■ Problem description ■
Repeat every entry word for word, skipping the pictures.

■ Recorded data ■
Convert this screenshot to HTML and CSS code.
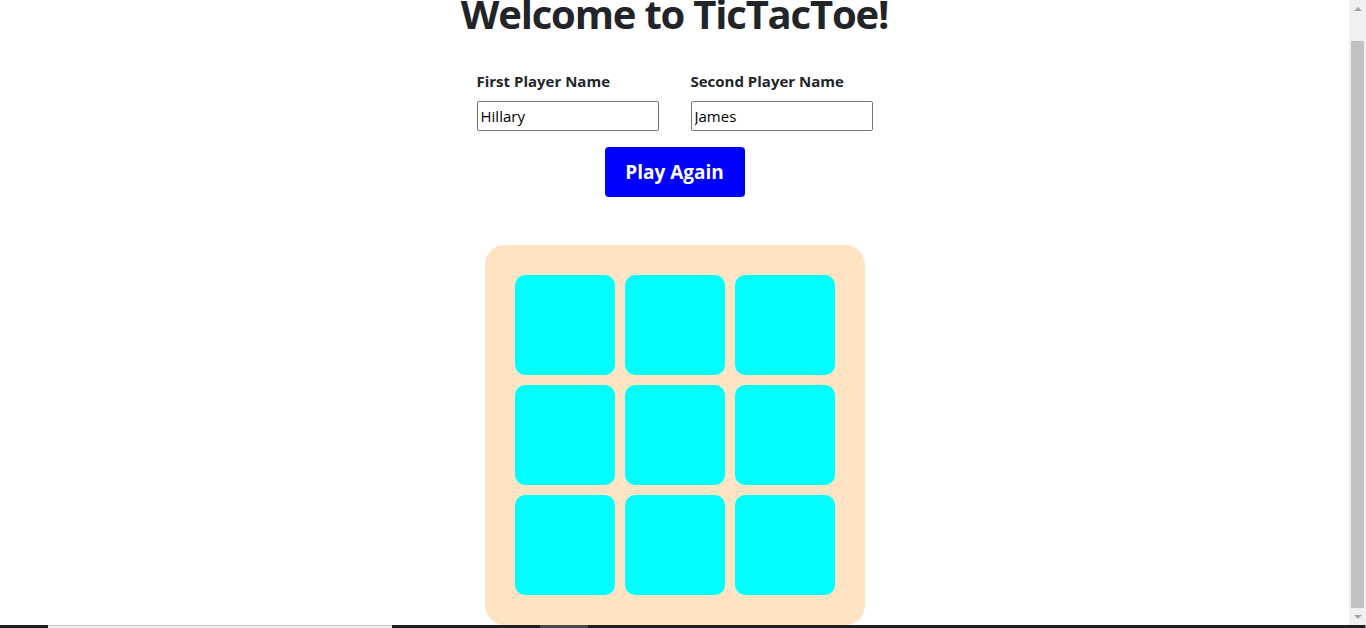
FILE: index.html
```html
<!DOCTYPE html>
<html lang="en">
<head>
<meta charset="utf-8">
<title>TicTacToe</title>
<link rel="stylesheet" href="styles.css">
</head>
<body>
<div class="screen">
  <div class="viewport">
    <main class="page">
      <h1 class="title">Welcome to TicTacToe!</h1>
      <form class="players">
        <div class="field">
          <label class="field-label" for="p1">First Player Name</label>
          <input class="field-input" id="p1" type="text" value="Hillary">
        </div>
        <div class="field">
          <label class="field-label" for="p2">Second Player Name</label>
          <input class="field-input" id="p2" type="text" value="James">
        </div>
      </form>
      <button class="play" type="button">Play Again</button>
      <div class="board">
        <div class="cell"></div><div class="cell"></div><div class="cell"></div>
        <div class="cell"></div><div class="cell"></div><div class="cell"></div>
        <div class="cell"></div><div class="cell"></div><div class="cell"></div>
      </div>
    </main>
    <div class="scrollbar">
      <span class="arrow arrow-up"></span>
      <div class="track"><div class="thumb"></div></div>
      <span class="arrow arrow-down"></span>
    </div>
  </div>
  <div class="taskbar">
    <span class="tb-gap tb-gap-a"></span>
    <span class="tb-light"></span>
    <span class="tb-gap tb-gap-b"></span>
    <span class="tb-mid"></span>
    <span class="tb-gap tb-gap-c"></span>
    <span class="tb-end"></span>
  </div>
</div>
</body>
</html>
```

FILE: styles.css
```css
html, body {
  margin: 0;
  padding: 0;
  height: 100%;
  overflow: hidden;
  background: #fff;
}

.screen {
  display: flex;
  flex-direction: column;
  width: 1366px;
  height: 628px;
}

.viewport {
  display: flex;
  flex: 1;
  min-height: 0;
}

.page {
  flex: 1;
  display: flex;
  flex-direction: column;
  align-items: center;
  font-family: "Open Sans", "Noto Sans", sans-serif;
  color: #212529;
  overflow: hidden;
}

.title {
  font-size: 40px;
  font-weight: 700;
  line-height: 48px;
  letter-spacing: -1.2px;
  margin: -10px 0 31px;
  white-space: nowrap;
}

.players {
  display: flex;
  gap: 32px;
  margin: 0;
}

.field {
  display: flex;
  flex-direction: column;
  width: 182px;
}

.field-label {
  font-size: 15px;
  font-weight: 700;
  line-height: 24px;
  margin-bottom: 8px;
}

.field-input {
  box-sizing: border-box;
  width: 182px;
  height: 30px;
  border: 1px solid #767676;
  border-radius: 2px;
  padding: 1px 3px;
  font-family: "Open Sans", "Noto Sans", sans-serif;
  font-size: 15px;
  color: #000;
  background: #fff;
}

.play {
  margin-top: 16px;
  width: 140px;
  height: 50px;
  border: none;
  border-radius: 4px;
  background: #0000ff;
  color: #fff;
  font-family: "Open Sans", "Noto Sans", sans-serif;
  font-size: 19px;
  font-weight: 700;
  padding: 0;
}

.board {
  margin-top: 48px;
  box-sizing: border-box;
  width: 380px;
  height: 380px;
  flex-shrink: 0;
  padding: 30px;
  border-radius: 20px;
  background: #ffe4c4;
  display: grid;
  grid-template-columns: repeat(3, 100px);
  grid-template-rows: repeat(3, 100px);
  gap: 10px;
}

.cell {
  background: #00ffff;
  border-radius: 10px;
}

/* fake window scrollbar */
.scrollbar {
  width: 17px;
  background: #f0f0f0;
  display: flex;
  flex-direction: column;
  align-items: center;
}

.arrow {
  width: 0;
  height: 0;
  border-left: 4px solid transparent;
  border-right: 4px solid transparent;
}

.arrow-up {
  margin: 7px 0 6px;
  border-bottom: 4px solid #a3a3a3;
}

.arrow-down {
  margin: 6px 0 6px;
  border-top: 4px solid #a3a3a3;
}

.track {
  flex: 1;
  align-self: stretch;
  display: flex;
  flex-direction: column;
  padding: 24px 2px 1px;
}

.thumb {
  flex: 1;
  background: #c1c1c1;
}

/* bottom strip */
.taskbar {
  height: 3px;
  display: flex;
  background: #1f1f1f;
}

.tb-gap-a { width: 48px; }
.tb-light {
  width: 344px;
  background: #f2f2f2;
  border-top: 1px solid #c8c8c8;
  box-sizing: border-box;
}
.tb-gap-b { width: 148px; }
.tb-mid { width: 48px; background: #4a4a4a; }
.tb-gap-c { flex: 1; }
.tb-end { width: 1px; background: #8a8a8a; }
```
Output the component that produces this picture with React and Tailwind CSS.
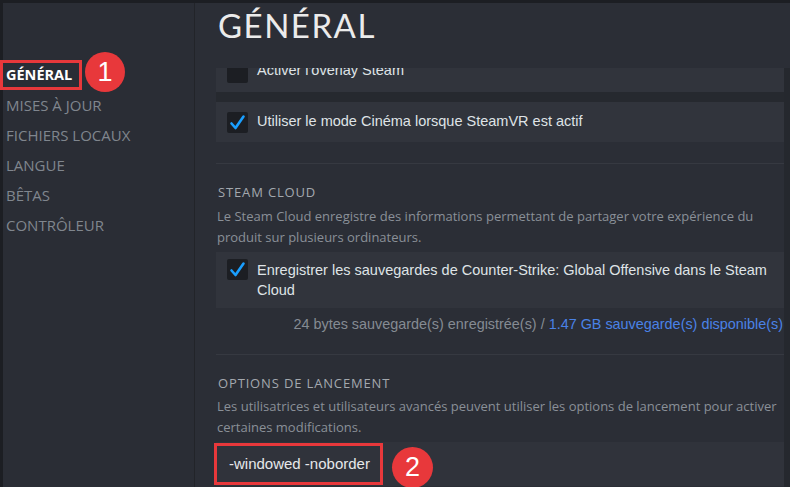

■ Result of the exercise ■
Convert this screenshot to HTML and CSS code.
FILE: index.html
```html
<!DOCTYPE html>
<html lang="en">
<head>
<meta charset="utf-8">
<title>TicTacToe</title>
<link rel="stylesheet" href="styles.css">
</head>
<body>
<div class="screen">
  <div class="viewport">
    <main class="page">
      <h1 class="title">Welcome to TicTacToe!</h1>
      <form class="players">
        <div class="field">
          <label class="field-label" for="p1">First Player Name</label>
          <input class="field-input" id="p1" type="text" value="Hillary">
        </div>
        <div class="field">
          <label class="field-label" for="p2">Second Player Name</label>
          <input class="field-input" id="p2" type="text" value="James">
        </div>
      </form>
      <button class="play" type="button">Play Again</button>
      <div class="board">
        <div class="cell"></div><div class="cell"></div><div class="cell"></div>
        <div class="cell"></div><div class="cell"></div><div class="cell"></div>
        <div class="cell"></div><div class="cell"></div><div class="cell"></div>
      </div>
    </main>
    <div class="scrollbar">
      <span class="arrow arrow-up"></span>
      <div class="track"><div class="thumb"></div></div>
      <span class="arrow arrow-down"></span>
    </div>
  </div>
  <div class="taskbar">
    <span class="tb-gap tb-gap-a"></span>
    <span class="tb-light"></span>
    <span class="tb-gap tb-gap-b"></span>
    <span class="tb-mid"></span>
    <span class="tb-gap tb-gap-c"></span>
    <span class="tb-end"></span>
  </div>
</div>
</body>
</html>
```

FILE: styles.css
```css
html, body {
  margin: 0;
  padding: 0;
  height: 100%;
  overflow: hidden;
  background: #fff;
}

.screen {
  display: flex;
  flex-direction: column;
  width: 1366px;
  height: 628px;
}

.viewport {
  display: flex;
  flex: 1;
  min-height: 0;
}

.page {
  flex: 1;
  display: flex;
  flex-direction: column;
  align-items: center;
  font-family: "Open Sans", "Noto Sans", sans-serif;
  color: #212529;
  overflow: hidden;
}

.title {
  font-size: 40px;
  font-weight: 700;
  line-height: 48px;
  letter-spacing: -1.2px;
  margin: -10px 0 31px;
  white-space: nowrap;
}

.players {
  display: flex;
  gap: 32px;
  margin: 0;
}

.field {
  display: flex;
  flex-direction: column;
  width: 182px;
}

.field-label {
  font-size: 15px;
  font-weight: 700;
  line-height: 24px;
  margin-bottom: 8px;
}

.field-input {
  box-sizing: border-box;
  width: 182px;
  height: 30px;
  border: 1px solid #767676;
  border-radius: 2px;
  padding: 1px 3px;
  font-family: "Open Sans", "Noto Sans", sans-serif;
  font-size: 15px;
  color: #000;
  background: #fff;
}

.play {
  margin-top: 16px;
  width: 140px;
  height: 50px;
  border: none;
  border-radius: 4px;
  background: #0000ff;
  color: #fff;
  font-family: "Open Sans", "Noto Sans", sans-serif;
  font-size: 19px;
  font-weight: 700;
  padding: 0;
}

.board {
  margin-top: 48px;
  box-sizing: border-box;
  width: 380px;
  height: 380px;
  flex-shrink: 0;
  padding: 30px;
  border-radius: 20px;
  background: #ffe4c4;
  display: grid;
  grid-template-columns: repeat(3, 100px);
  grid-template-rows: repeat(3, 100px);
  gap: 10px;
}

.cell {
  background: #00ffff;
  border-radius: 10px;
}

/* fake window scrollbar */
.scrollbar {
  width: 17px;
  background: #f0f0f0;
  display: flex;
  flex-direction: column;
  align-items: center;
}

.arrow {
  width: 0;
  height: 0;
  border-left: 4px solid transparent;
  border-right: 4px solid transparent;
}

.arrow-up {
  margin: 7px 0 6px;
  border-bottom: 4px solid #a3a3a3;
}

.arrow-down {
  margin: 6px 0 6px;
  border-top: 4px solid #a3a3a3;
}

.track {
  flex: 1;
  align-self: stretch;
  display: flex;
  flex-direction: column;
  padding: 24px 2px 1px;
}

.thumb {
  flex: 1;
  background: #c1c1c1;
}

/* bottom strip */
.taskbar {
  height: 3px;
  display: flex;
  background: #1f1f1f;
}

.tb-gap-a { width: 48px; }
.tb-light {
  width: 344px;
  background: #f2f2f2;
  border-top: 1px solid #c8c8c8;
  box-sizing: border-box;
}
.tb-gap-b { width: 148px; }
.tb-mid { width: 48px; background: #4a4a4a; }
.tb-gap-c { flex: 1; }
.tb-end { width: 1px; background: #8a8a8a; }
```
Output the component that produces this picture with React and Tailwind CSS.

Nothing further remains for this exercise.